Investigating Rater Perceptions in the Assessment of Speaking
Assessment, speaking, assessment of oral production, reliability, biasAbstract
In the assessment of spoken production, numerous reasons can be identified behind the decisions that raters make in evaluating samples of oral performance. Inter and intra rater factors are relatively well documented in various reliability and validity studies. Some that have been identified in literature involve the effects of examinee pairing or the familiarity with the examinees, others point in the direction of gender and gender role perceptions O’Sullivan (2008), others appear to be connected with body language and non-verbal cues that accompany oral production (cf.: Krahmer and Swerts 2004, Seiter, Weger, Jensen and Kinzer 2010).

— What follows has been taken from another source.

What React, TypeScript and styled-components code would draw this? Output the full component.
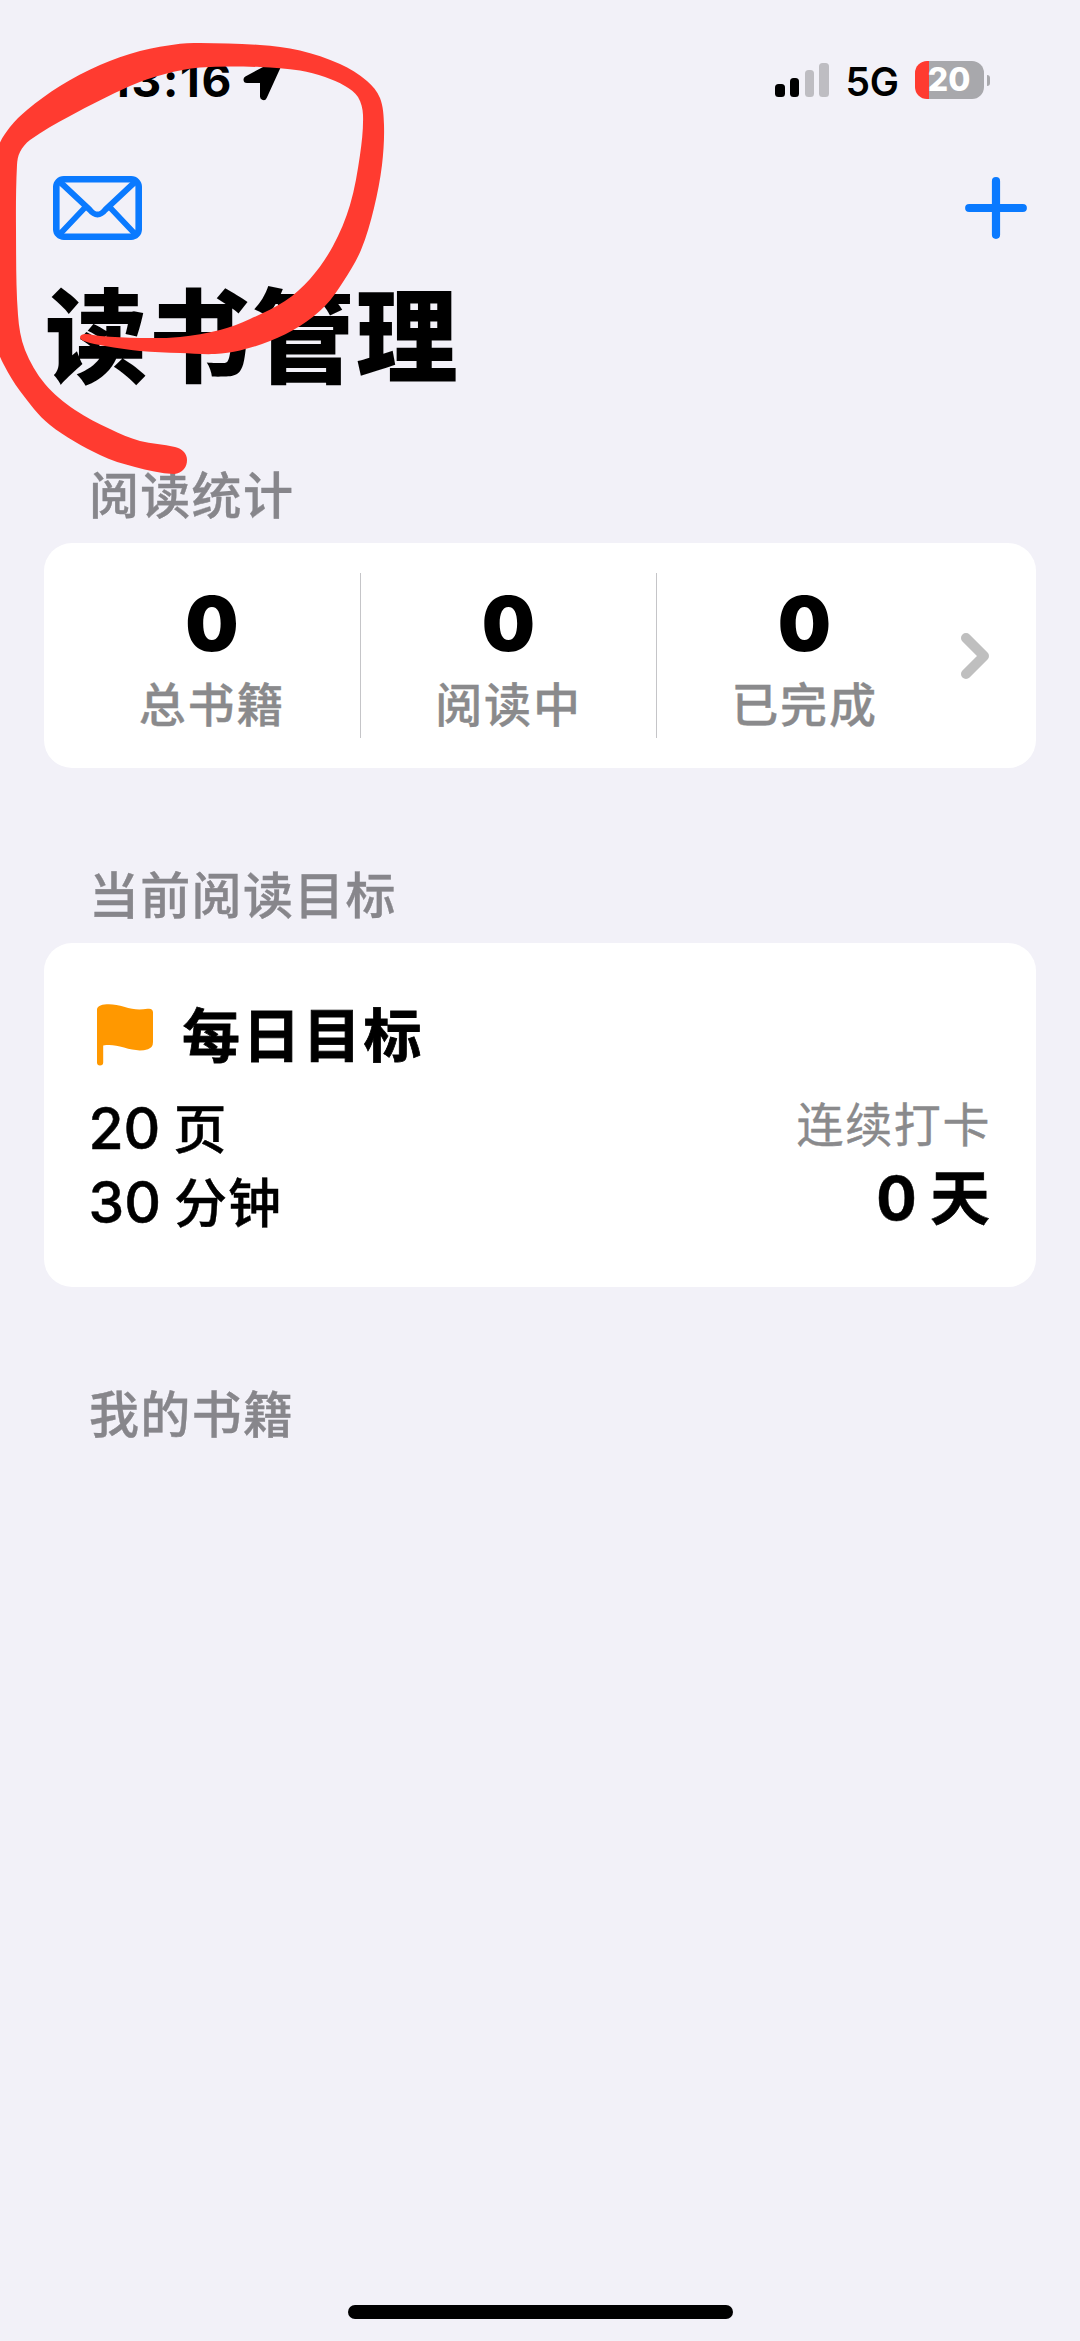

While some studies that address the assessment of speaking English in exam contexts suggest that raters may not feel as comfortable assessing pronunciation as they do other aspects of a speaker’s performance (Orr 2002, Hubbard, Gilbert and Pidcock 2006, Brown 2006, De Velle 2008), more recent investigations of rater behaviour involving electronic evidence from training, maintenance and online examination programmes tentatively show that pronunciation, in fact, is the first category examiners attend to (Hubbard 2011, Chambers and Ingham 2011, Krakowian 2011, Seed 2012, Tynan 2015, Kang and Ginther 2019). This paper looks at large collection of assessments stored in an electronic system to investigate what raters really seem to pay attention to when allegedly following rating scales.